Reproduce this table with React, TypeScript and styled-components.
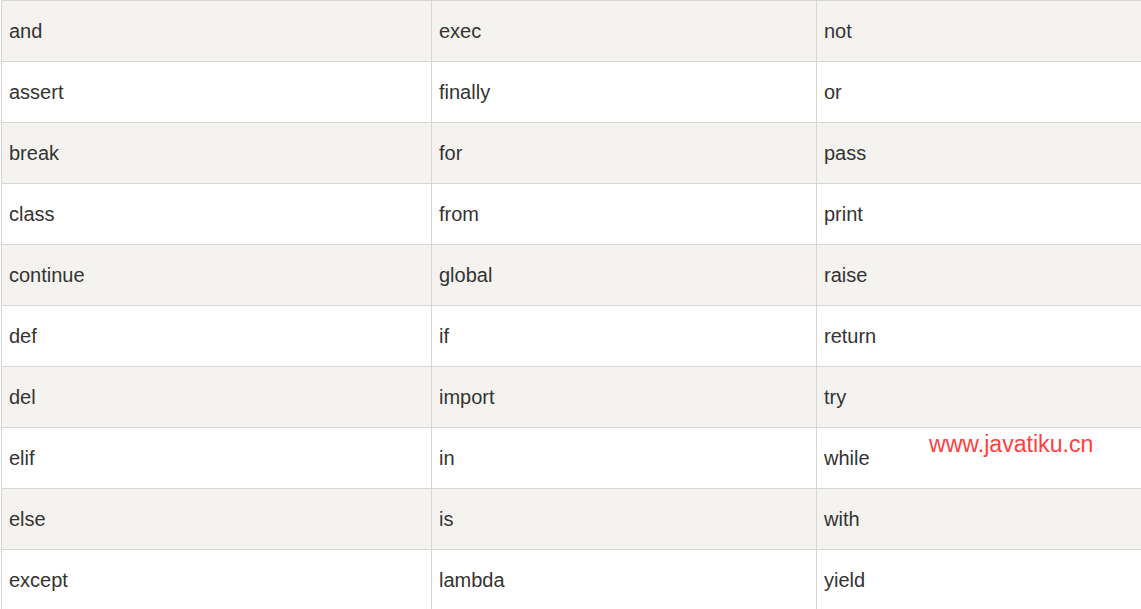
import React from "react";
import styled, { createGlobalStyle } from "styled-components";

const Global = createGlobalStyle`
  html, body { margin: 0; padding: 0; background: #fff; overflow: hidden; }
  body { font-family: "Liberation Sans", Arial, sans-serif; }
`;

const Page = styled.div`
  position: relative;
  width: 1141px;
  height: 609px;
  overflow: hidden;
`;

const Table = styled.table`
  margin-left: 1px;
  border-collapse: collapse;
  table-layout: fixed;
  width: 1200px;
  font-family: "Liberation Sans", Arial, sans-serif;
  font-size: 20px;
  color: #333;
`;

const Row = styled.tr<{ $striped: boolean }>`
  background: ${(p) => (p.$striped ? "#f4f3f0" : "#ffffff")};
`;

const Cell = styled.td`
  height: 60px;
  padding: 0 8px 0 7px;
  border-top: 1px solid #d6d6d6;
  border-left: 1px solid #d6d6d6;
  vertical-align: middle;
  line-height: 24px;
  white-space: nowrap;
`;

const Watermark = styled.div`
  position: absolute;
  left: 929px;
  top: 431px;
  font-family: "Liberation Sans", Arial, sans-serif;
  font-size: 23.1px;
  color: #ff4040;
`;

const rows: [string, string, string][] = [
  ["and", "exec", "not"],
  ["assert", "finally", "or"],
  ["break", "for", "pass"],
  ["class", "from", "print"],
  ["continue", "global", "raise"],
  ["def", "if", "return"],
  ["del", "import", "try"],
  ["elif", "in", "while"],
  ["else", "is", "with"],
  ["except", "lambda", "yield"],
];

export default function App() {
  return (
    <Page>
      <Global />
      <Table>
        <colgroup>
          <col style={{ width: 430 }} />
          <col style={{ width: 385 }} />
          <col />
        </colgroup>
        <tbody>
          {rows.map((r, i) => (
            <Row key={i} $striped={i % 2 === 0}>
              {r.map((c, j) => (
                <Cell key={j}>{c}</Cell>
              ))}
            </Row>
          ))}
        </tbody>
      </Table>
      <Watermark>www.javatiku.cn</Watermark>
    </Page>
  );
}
==================================================
Take the listing and print it again exactly, but without any pictures.

→ The reply
Reproduce this table with React, TypeScript and styled-components.
import React from "react";
import styled, { createGlobalStyle } from "styled-components";

const Global = createGlobalStyle`
  html, body { margin: 0; padding: 0; background: #fff; overflow: hidden; }
  body { font-family: "Liberation Sans", Arial, sans-serif; }
`;

const Page = styled.div`
  position: relative;
  width: 1141px;
  height: 609px;
  overflow: hidden;
`;

const Table = styled.table`
  margin-left: 1px;
  border-collapse: collapse;
  table-layout: fixed;
  width: 1200px;
  font-family: "Liberation Sans", Arial, sans-serif;
  font-size: 20px;
  color: #333;
`;

const Row = styled.tr<{ $striped: boolean }>`
  background: ${(p) => (p.$striped ? "#f4f3f0" : "#ffffff")};
`;

const Cell = styled.td`
  height: 60px;
  padding: 0 8px 0 7px;
  border-top: 1px solid #d6d6d6;
  border-left: 1px solid #d6d6d6;
  vertical-align: middle;
  line-height: 24px;
  white-space: nowrap;
`;

const Watermark = styled.div`
  position: absolute;
  left: 929px;
  top: 431px;
  font-family: "Liberation Sans", Arial, sans-serif;
  font-size: 23.1px;
  color: #ff4040;
`;

const rows: [string, string, string][] = [
  ["and", "exec", "not"],
  ["assert", "finally", "or"],
  ["break", "for", "pass"],
  ["class", "from", "print"],
  ["continue", "global", "raise"],
  ["def", "if", "return"],
  ["del", "import", "try"],
  ["elif", "in", "while"],
  ["else", "is", "with"],
  ["except", "lambda", "yield"],
];

export default function App() {
  return (
    <Page>
      <Global />
      <Table>
        <colgroup>
          <col style={{ width: 430 }} />
          <col style={{ width: 385 }} />
          <col />
        </colgroup>
        <tbody>
          {rows.map((r, i) => (
            <Row key={i} $striped={i % 2 === 0}>
              {r.map((c, j) => (
                <Cell key={j}>{c}</Cell>
              ))}
            </Row>
          ))}
        </tbody>
      </Table>
      <Watermark>www.javatiku.cn</Watermark>
    </Page>
  );
}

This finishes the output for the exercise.